Tagliente, mai banale. Maurizio Sarri è fatto così. Anche quando parla di ciò che diventata la Coppa Italia: «È un evento clandestino cucito su misura per l’audience televisiva degli ultimi turni. Ma il calcio non è questo, è il Bayern Monaco che perde con il Saarbrücken, squadra di C». Nel prossimo turno di Coppa Italia, la Lazio ospiterà il Genoa allo stadio Olimpico: «La riporterei ad agosto anche per le grandi, facendole giocare sui campi delle squadre di Serie C che farebbero incassi per campare tutto l’anno. Ma di sicuro ci direbbero che c’è un problema di ordine pubblico per cui la Juventus non può andare a Campobasso».
Intervistato da La Repubblica, mister Sarri prosegue parlando del vertiginoso incremento degli infortuni a causa dei calendari intasati: «Ne parlo da cinque anni, eppure mi accusano di cercare alibi. In questi giorni, in Spagna, sta venendo giù il mondo per l’infortunio di Gavi (rottura del legamento crociato durante Spagna-Georgia, ndr), lo chiamano “Uefa Virus”: spero che qualcuno abbia l’onestà intellettuale per riconoscermi che certe cose io le dico da una vita. Un calciatore dovrebbe giocare al massimo 50 partite l’anno. L’unico calcio sostenibile è quello inglese, il più tradizionalista, dove il sabato pomeriggio non c’è nessuna partita in tv perché la gente affolla gli stadi delle categorie minori. La finale di FA Cup è il match più visto al mondo dopo quella di Champions, eppure da cent’anni ha sempre gli stessi riti e si gioca a Wembley, mica in Arabia».
E ancora: «In Inghilterra c’è il tentativo di non fare cadere il movimento nella globalità. Così loro sono tutti ricchi, mentre i nostri ricchi sono i poveri d’Europa.

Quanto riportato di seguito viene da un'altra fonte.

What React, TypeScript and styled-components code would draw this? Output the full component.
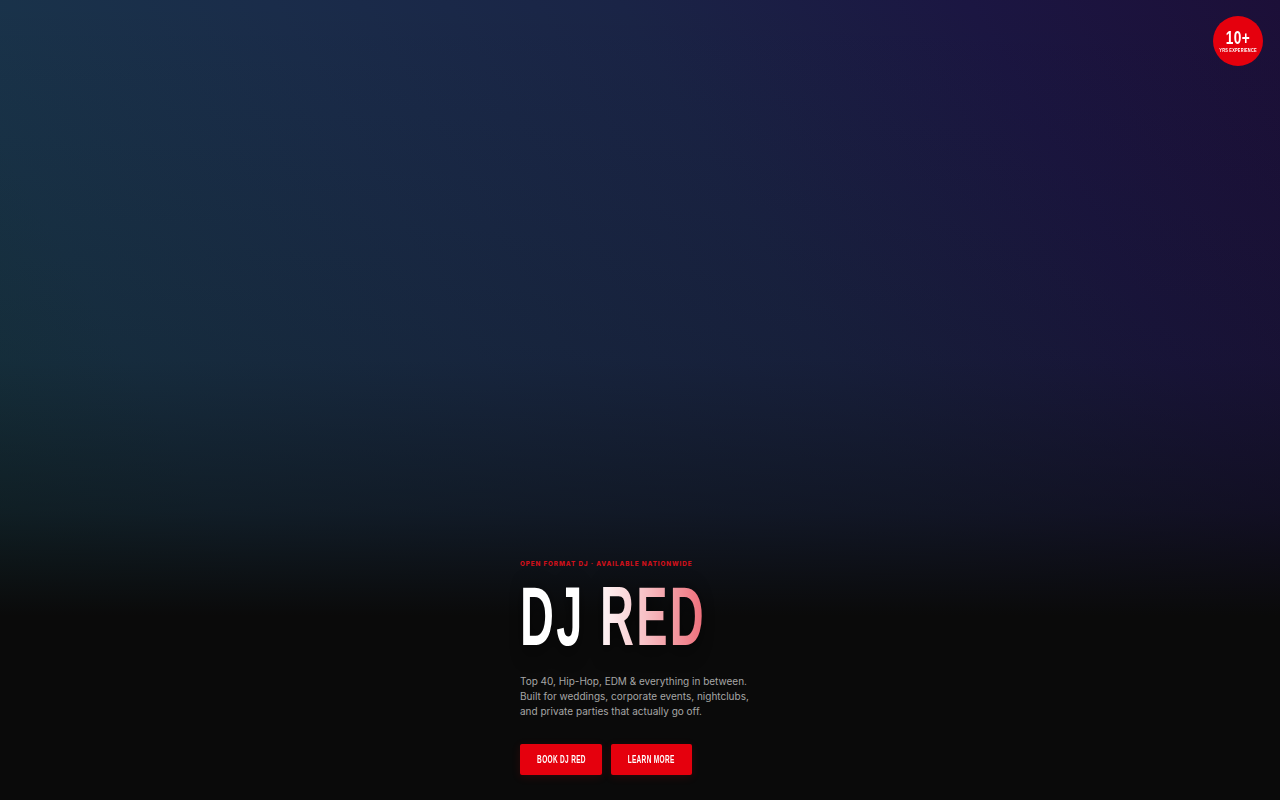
import styled, { createGlobalStyle } from 'styled-components'

const GlobalStyle = createGlobalStyle`
  html, body {
    margin: 0;
    padding: 0;
    background: #0a0a0a;
  }
  * {
    box-sizing: border-box;
  }
`;

const Hero = styled.section`
  position: relative;
  min-height: 100vh;
  display: flex;
  flex-direction: column;
  justify-content: flex-end;
  align-items: center;
  padding-bottom: 25px;
  overflow: hidden;
  background:
    linear-gradient(180deg, rgba(10, 10, 10, 0) 0%, rgba(10, 10, 10, 0.2) 45%, rgba(10, 10, 10, 0.55) 64%, #0a0a0a 77%),
    linear-gradient(60deg, #153a40 0%, #19344a 22%, #1a2c4a 42%, #1a2446 62%, #1b1642 82%, #1c0f38 100%);
`;

const Content = styled.div`
  width: 240px;
  display: flex;
  flex-direction: column;
  align-items: flex-start;
`;

const Eyebrow = styled.div`
  font-family: Inter, 'Liberation Sans', sans-serif;
  font-weight: 800;
  font-size: 6.3px;
  letter-spacing: 0.9px;
  color: #d0101a;
  text-transform: uppercase;
  white-space: nowrap;
  line-height: 8px;
`;

// condensed display type: no narrow family installed, so squeeze Liberation Sans
const Title = styled.h1`
  margin: 17px 0 0;
  font-family: 'Liberation Sans', sans-serif;
  font-weight: 700;
  font-size: 84px;
  line-height: 62px;
  letter-spacing: 4px;
  white-space: nowrap;
  transform: scaleX(0.56);
  transform-origin: left center;
  background: linear-gradient(90deg, #ffffff 0%, #ffffff 38%, #f9d3d6 60%, #ee6b77 100%);
  -webkit-background-clip: text;
  background-clip: text;
  color: transparent;
  filter: drop-shadow(0 4px 10px rgba(0, 0, 0, 0.6));
`;

const Lead = styled.p`
  margin: 27px 0 0;
  font-family: Inter, 'Liberation Sans', sans-serif;
  font-size: 10px;
  line-height: 15px;
  color: #a6a6a6;
  white-space: nowrap;
`;

const Actions = styled.div`
  display: flex;
  gap: 9px;
  margin-top: 25px;
`;

const Button = styled.a<{ $w: number }>`
  display: inline-flex;
  align-items: center;
  justify-content: center;
  width: ${p => p.$w}px;
  height: 31px;
  background: #e5000d;
  border-radius: 2px;
  color: #fff;
  text-decoration: none;
  box-shadow: 0 2px 8px rgba(229, 0, 13, 0.15);
`;

const Condensed = styled.span<{ $size: number; $scale: number }>`
  display: inline-block;
  font-family: 'Liberation Sans', sans-serif;
  font-weight: 700;
  font-size: ${p => p.$size}px;
  letter-spacing: 0.5px;
  white-space: nowrap;
  text-transform: uppercase;
  transform: scaleX(${p => p.$scale});
`;

const Badge = styled.div`
  position: absolute;
  top: 16px;
  right: 17px;
  width: 50px;
  height: 50px;
  border-radius: 50%;
  background: #e5000d;
  display: flex;
  flex-direction: column;
  align-items: center;
  justify-content: center;
  color: #fff;
  line-height: 1;
`;

const BadgeNumber = styled(Condensed)`
  margin-top: 1px;
  line-height: 16px;
`;

const BadgeLabel = styled(Condensed)`
  letter-spacing: 0.3px;
  line-height: 8px;
`;

export default function App() {
  return (
    <>
      <GlobalStyle />
      <Hero>
        <Badge>
          <BadgeNumber $size={18} $scale={0.76}>10+</BadgeNumber>
          <BadgeLabel $size={5} $scale={0.78}>Yrs Experience</BadgeLabel>
        </Badge>
        <Content>
          <Eyebrow>Open Format DJ · Available Nationwide</Eyebrow>
          <Title>DJ RED</Title>
          <Lead>
            Top 40, Hip-Hop, EDM &amp; everything in between.
            <br />
            Built for weddings, corporate events, nightclubs,
            <br />
            and private parties that actually go off.
          </Lead>
          <Actions>
            <Button href="#" $w={82}>
              <Condensed $size={10} $scale={0.65}>Book DJ Red</Condensed>
            </Button>
            <Button href="#" $w={81}>
              <Condensed $size={10} $scale={0.65}>Learn More</Condensed>
            </Button>
          </Actions>
        </Content>
      </Hero>
    </>
  )
}
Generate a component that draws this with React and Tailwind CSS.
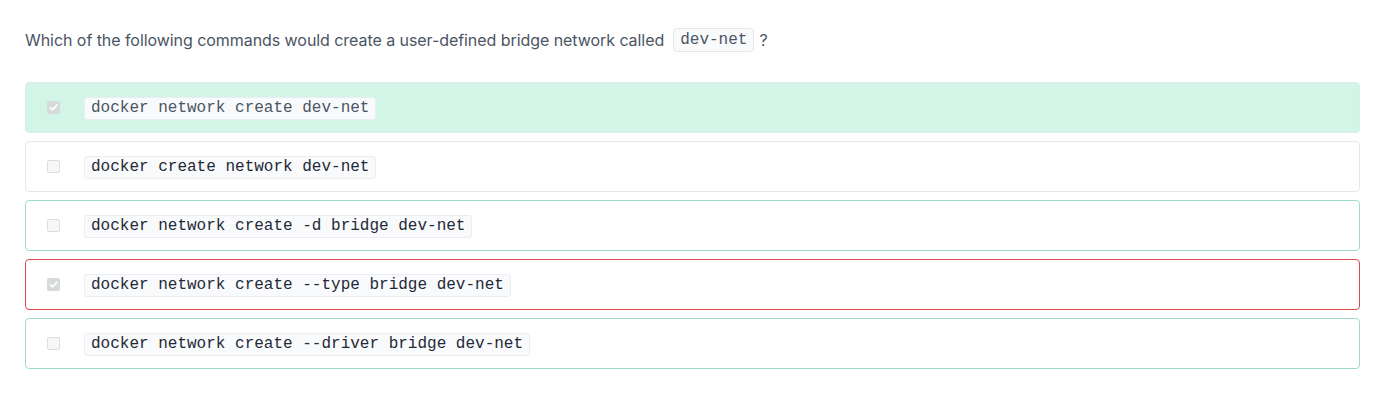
const OPTIONS = [
  { text: 'docker network create dev-net', checked: true, tone: 'selected' },
  { text: 'docker create network dev-net', checked: false, tone: 'plain' },
  { text: 'docker network create -d bridge dev-net', checked: false, tone: 'correct' },
  { text: 'docker network create --type bridge dev-net', checked: true, tone: 'wrong' },
  { text: 'docker network create --driver bridge dev-net', checked: false, tone: 'correct' }
];

const CARD_TONE = {
  selected: 'bg-[#d3f5e8] border-[#d9efe6]',
  plain: 'bg-white border-[#e5e7eb]',
  correct: 'bg-white border-[#9fdcc6]',
  wrong: 'bg-white border-[#e0464f]'
};

function Checkbox({ checked }) {
  if (checked) {
    return (
      <span className="flex h-[13px] w-[13px] items-center justify-center rounded-[2px] bg-[#d6dbd9]">
        <svg width="9" height="9" viewBox="0 0 10 10" fill="none">
          <path d="M1.5 5.2 L4 7.6 L8.6 2.4" stroke="#ffffff" strokeWidth="1.8" strokeLinecap="round" strokeLinejoin="round" />
        </svg>
      </span>
    );
  }
  return <span className="block h-[13px] w-[13px] rounded-[2px] border border-[#dedede] bg-[#f7f7f7]" />;
}

export default function App() {
  return (
    <div className="min-h-[407px] bg-white pl-[25px] pr-[38px] pt-[28px]" style={{ fontFamily: 'Inter, "Noto Sans", sans-serif' }}>
      <p className="flex items-center text-[16px] leading-[24px] tracking-[-0.06px] text-[#4b5563]">
        Which of the following commands would create a user-defined bridge network called
        <code className="ml-[9px] mr-[5px] rounded-[4px] border border-[#e5e7eb] bg-[#f9fafb] px-[6px] pt-[1px] text-[16px] leading-[21px] tracking-normal text-[#4b5563]" style={{ fontFamily: '"Liberation Mono", monospace' }}>
          dev-net
        </code>
        ?
      </p>

      <div className="mt-[30px] flex flex-col gap-[8px]">
        {OPTIONS.map((o) => (
          <label key={o.text} className={`flex h-[51px] items-center rounded-[4px] border ${CARD_TONE[o.tone]}`}>
            <span className="ml-[21px] mr-[24px] flex">
              <Checkbox checked={o.checked} />
            </span>
            <code
              className={`mt-[2px] rounded-[3px] border border-[#ebedf0] bg-[#f9fafb] px-[6px] text-[16px] leading-[21px] ${o.tone === 'selected' ? 'text-[#4b5563]' : 'text-[#1f2937]'}`}
              style={{ fontFamily: '"Liberation Mono", monospace' }}
            >
              {o.text}
            </code>
          </label>
        ))}
      </div>
    </div>
  );
}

Il calcio è uno sport emozionale: se gli togli l’emozione, a livello televisivo non è certo il migliore spettacolo. L’emozione la tiene viva il bambino che va allo stadio, ma non c’è futuro se si mira al pubblico degli highlights. I diritti tv garantiscono 50-70 stipendi d’élite, tra cui il mio – ammette Sarri – ma non ricchezza al movimento: vent’anni fa un calciatore di Serie C era un benestante, ora fatica ad arrivare alla fine del mese. Si cerca di aumentare il fatturato diminuendo la qualità del prodotto, nessuna azienda ragiona così».